You can learn a lot about someone just by the type of cigarette they smoke. Like bumper stickers, they’re a great way to get to know someone without ever having a conversation.
What your cigarette of choice says about you:
Parliament Lights: You probably work in a restaurant, have done, or currently do a lot of drugs or you’re 17 and want to look cool but will soon become addicted and switch to Marlboro Lights.
Marlboro Lights: The Bud Light of cigarettes. You’re in between quitting or bumping up to 27’s, and you’re most likely a woman in your twenties.
American Spirits: For when you want your ‘smoke break’ to be 45 minutes long. Natural cigarettes are an oxy-moron too by the way, but whatever makes you feel better, hipster hoo hoo. Just because a soda has zero calories doesn’t mean it’s good for you.
Marlboro 27’s: You probably have a beard, wear plaid everyday and live somewhere cold and alternate between smoking 27’s and packing lips of Grizzly Wintergreen.
Marb Reds: You’re probably bald and wear a leather jacket and drive a truck. You’re unhealthy and want everyone to know it… next stop emphysema.

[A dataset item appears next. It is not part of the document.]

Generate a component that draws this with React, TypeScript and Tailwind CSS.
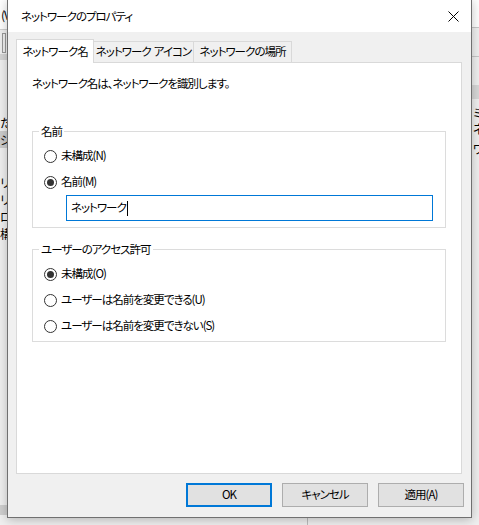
import React from 'react';

const font = "font-['Yu_Gothic_UI','Noto_Sans_CJK_JP',sans-serif] [font-feature-settings:'palt'] tracking-[-1px]";

const Radio = ({ checked, label }: { checked?: boolean; label: string }) => (
  <div className="flex items-center h-[18px]">
    <span className="w-[13px] h-[13px] shrink-0 rounded-full border border-[#333] bg-white flex items-center justify-center">
      {checked && <span className="w-[7px] h-[7px] rounded-full bg-[#333]" />}
    </span>
    <span className="ml-[4px] text-[11.5px] leading-none text-black whitespace-nowrap">{label}</span>
  </div>
);

const Group = ({ title, children, className }: any) => (
  <div className={`relative border border-[#dcdcdc] ${className}`}>
    <span className="absolute -top-[8px] left-[6px] bg-white px-[2px] text-[11.5px] leading-[14px] text-black whitespace-nowrap">{title}</span>
    {children}
  </div>
);

const Button = ({ label, primary }: { label: string; primary?: boolean }) => (
  <button
    className={`w-[86px] h-[24px] bg-[#e1e1e1] text-[11.5px] text-black flex items-center justify-center ${
      primary ? 'border-2 border-[#0078d7]' : 'border border-[#adadad]'
    }`}
  >
    {label}
  </button>
);

export default function App() {
  return (
    <div className={`relative w-[479px] h-[525px] overflow-hidden bg-[#f0f0f0] ${font}`}>
      {/* window behind the dialog */}
      <div className="absolute inset-0 text-[12px] text-black">
        <div className="h-[30px] bg-white border-b border-[#d0d0d0] pl-[1px] pt-[9px] leading-none">(V</div>
        <div className="h-[20px] w-[4px] ml-[2px] mt-[3px] border border-[#999]" />
        <div className="h-[6px] bg-[#d4d4d4] mt-[1px]" />
        <div className="pt-[54px] leading-[17px]">
          <div>た</div>
          <div className="bg-[#cccccc]">シ</div>
          <div className="mt-[26px]">リ</div>
          <div>リ</div>
          <div>ロ</div>
          <div>構</div>
        </div>
        <div className="absolute left-0 right-0 bottom-[10px] h-[10px] bg-[#cfcfcf]" />
        <div className="absolute left-[307px] bottom-0 h-[7px] w-px bg-[#bdbdbd]" />
        <div className="absolute right-0 top-0 w-[8px] h-full bg-[#f0f0f0] overflow-hidden">
          <div className="h-[28px] bg-white border-b border-[#c8c8c8]" />
          <div className="h-[29px] border-b border-[#c8c8c8]" />
          <div className="h-[14px] mt-[28px] bg-[#d8d8d8]" />
          <div className="pt-[6px] leading-[16px] pl-[2px]">
            <div>ミ</div>
            <div>ネ</div>
            <div className="mt-[4px]">ワ</div>
          </div>
        </div>
      </div>

      {/* dialog */}
      <div className="absolute left-[7px] top-[-1px] w-[465px] h-[519px] border border-[#707070] bg-[#f0f0f0] shadow-[0_2px_10px_rgba(0,0,0,0.25)] flex flex-col">
        <div className="h-[32px] bg-white flex items-center justify-between pl-[13px] pr-[10px] pt-[1px]">
          <span className="text-[11.5px] text-black">ネットワークのプロパティ</span>
          <svg width="11" height="11" viewBox="0 0 11 11" className="mr-[2px]">
            <path d="M0.5 0.5 L10.5 10.5 M10.5 0.5 L0.5 10.5" stroke="#000" strokeWidth="1" />
          </svg>
        </div>

        <div className="flex-1 flex flex-col pl-[8px] pr-[9px] pt-[7px]">
          {/* tabs */}
          <div className="flex items-end h-[24px] text-[11.5px] text-black relative z-10 whitespace-pre">
            <div className="h-[24px] shrink-0 bg-white border border-b-0 border-[#d9d9d9] flex items-center justify-center w-[78px]">ネットワーク名</div>
            <div className="h-[22px] shrink-0 bg-[#f0f0f0] border border-l-0 border-[#d9d9d9] flex items-center justify-center w-[100px]">ネットワーク  アイコン</div>
            <div className="h-[22px] shrink-0 bg-[#f0f0f0] border border-l-0 border-[#d9d9d9] flex items-center justify-center w-[98px]">ネットワークの場所</div>
          </div>
          <div className="h-[412px] bg-white border border-[#d9d9d9] -mt-px px-[15px] pt-[13px]">
            <div className="text-[11.5px] text-black leading-[14px]">ネットワーク名は、ネットワークを識別します。</div>

            <Group title="名前" className="mt-[41px] h-[97px] pl-[11px] pt-[15px]">
              <Radio label="未構成(N)" />
              <div className="mt-[8px]">
                <Radio checked label="名前(M)" />
              </div>
              <div className="mt-[4px] ml-[22px] mr-[12px] h-[26px] border border-[#0078d7] flex items-center pl-[4px] text-[11.5px] text-black">
                ネットワーク<span className="inline-block w-px h-[15px] bg-black ml-[1px]" />
              </div>
            </Group>

            <Group title="ユーザーのアクセス許可" className="mt-[21px] h-[93px] pl-[11px] pt-[15px] flex flex-col gap-[8px]">
              <Radio checked label="未構成(O)" />
              <Radio label="ユーザーは名前を変更できる(U)" />
              <Radio label="ユーザーは名前を変更できない(S)" />
            </Group>
          </div>

          <div className="flex justify-end gap-[10px] mt-[9px] mr-[-2px]">
            <Button primary label="OK" />
            <Button label="キャンセル" />
            <Button label="適用(A)" />
          </div>
        </div>
      </div>
    </div>
  );
}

Virginia Slims: Seriously?! Vagina Slimes?? You’re annoying. Stop asking me if I have a case of the Mondays. Go away.
Newports: Well, you’re either black, from New Jersey or hooked on a plethora of drugs… perhaps even a combination of all three.

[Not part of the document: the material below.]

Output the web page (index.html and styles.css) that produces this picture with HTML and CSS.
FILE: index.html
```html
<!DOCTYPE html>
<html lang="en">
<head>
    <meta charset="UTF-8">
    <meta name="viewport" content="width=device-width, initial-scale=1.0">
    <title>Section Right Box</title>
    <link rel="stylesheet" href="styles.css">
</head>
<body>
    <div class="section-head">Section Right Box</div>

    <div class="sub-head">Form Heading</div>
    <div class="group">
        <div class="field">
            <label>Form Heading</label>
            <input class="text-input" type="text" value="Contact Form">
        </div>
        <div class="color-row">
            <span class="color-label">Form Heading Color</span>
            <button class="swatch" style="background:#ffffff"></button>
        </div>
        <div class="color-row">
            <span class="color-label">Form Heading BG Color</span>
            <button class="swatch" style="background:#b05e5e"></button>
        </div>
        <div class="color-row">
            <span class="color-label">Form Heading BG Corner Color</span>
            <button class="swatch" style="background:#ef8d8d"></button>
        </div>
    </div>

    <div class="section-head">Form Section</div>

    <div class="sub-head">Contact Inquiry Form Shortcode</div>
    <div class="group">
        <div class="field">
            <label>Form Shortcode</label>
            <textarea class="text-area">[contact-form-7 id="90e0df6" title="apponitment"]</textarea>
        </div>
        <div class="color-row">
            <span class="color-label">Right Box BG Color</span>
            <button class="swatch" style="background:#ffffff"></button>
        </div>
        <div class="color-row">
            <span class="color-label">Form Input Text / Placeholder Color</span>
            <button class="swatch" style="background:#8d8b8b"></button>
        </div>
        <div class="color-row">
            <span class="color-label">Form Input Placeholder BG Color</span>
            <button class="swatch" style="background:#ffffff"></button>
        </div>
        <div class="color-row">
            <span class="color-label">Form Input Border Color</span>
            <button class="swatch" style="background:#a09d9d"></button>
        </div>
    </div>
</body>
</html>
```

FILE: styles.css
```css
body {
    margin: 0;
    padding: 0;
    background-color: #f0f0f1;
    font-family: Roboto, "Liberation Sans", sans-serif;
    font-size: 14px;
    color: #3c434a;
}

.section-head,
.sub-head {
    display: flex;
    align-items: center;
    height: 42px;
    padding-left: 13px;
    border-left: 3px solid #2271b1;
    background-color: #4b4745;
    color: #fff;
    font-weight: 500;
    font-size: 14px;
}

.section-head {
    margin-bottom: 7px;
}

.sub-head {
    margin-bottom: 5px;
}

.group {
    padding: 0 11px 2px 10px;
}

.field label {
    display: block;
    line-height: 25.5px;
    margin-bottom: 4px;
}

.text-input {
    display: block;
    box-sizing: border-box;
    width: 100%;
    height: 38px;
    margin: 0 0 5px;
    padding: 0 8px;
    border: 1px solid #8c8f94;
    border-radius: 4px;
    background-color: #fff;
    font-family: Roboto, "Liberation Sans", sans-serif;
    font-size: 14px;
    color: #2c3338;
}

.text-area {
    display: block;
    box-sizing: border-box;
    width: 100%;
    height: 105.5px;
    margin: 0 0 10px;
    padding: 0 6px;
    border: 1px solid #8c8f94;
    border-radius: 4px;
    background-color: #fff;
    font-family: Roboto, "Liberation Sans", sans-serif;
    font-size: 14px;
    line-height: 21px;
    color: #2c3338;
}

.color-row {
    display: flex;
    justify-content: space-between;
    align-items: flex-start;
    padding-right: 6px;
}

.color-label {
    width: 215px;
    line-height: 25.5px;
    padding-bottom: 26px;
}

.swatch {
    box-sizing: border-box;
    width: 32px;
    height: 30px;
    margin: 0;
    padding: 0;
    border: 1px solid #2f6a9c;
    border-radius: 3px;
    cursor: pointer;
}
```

Clove Cigarettes: You don’t smoke very often, but when you do you want it to make up for all the damage you haven’t done to your body by not smoking regular cigarettes and you enjoy coughing up fiberglass.
Pall Malls: You’re broke and desperate. Time to re-evaluate your life.
Lucky Strikes: Ohhh you wanna dance with somebodyyy, and you like to wear things with fringe.
Camel Blues: You’re an art student, in the creative industry or a musician in your mid to late 20’s and have settled on your brand and only smoke other brands if you have to bum one. Also you probably wear Ray Bans and skinny jeans.
Any brand of cigarette in 100 form: You’re either a 65 year old female that wears fur coats, oversized sunglasses and way too much lipstick or you’re superficial and obnoxious and say things like “kitten” and “for realz” OR you’re a chain smoking writer with a Heineken in one hand and a cigarette in the other at all times.

Swisher Sweets: Pass it to the left.

If you roll your own: You’re either in jail or don’t trust anything you don’t make yourself.

That’s all I have time to analyze at the moment.
Cigarettes and shell art have two things in common: 1- They’re stupid 2-They’re OVER
Time to quit boys and girls. There’s cooler ways to die.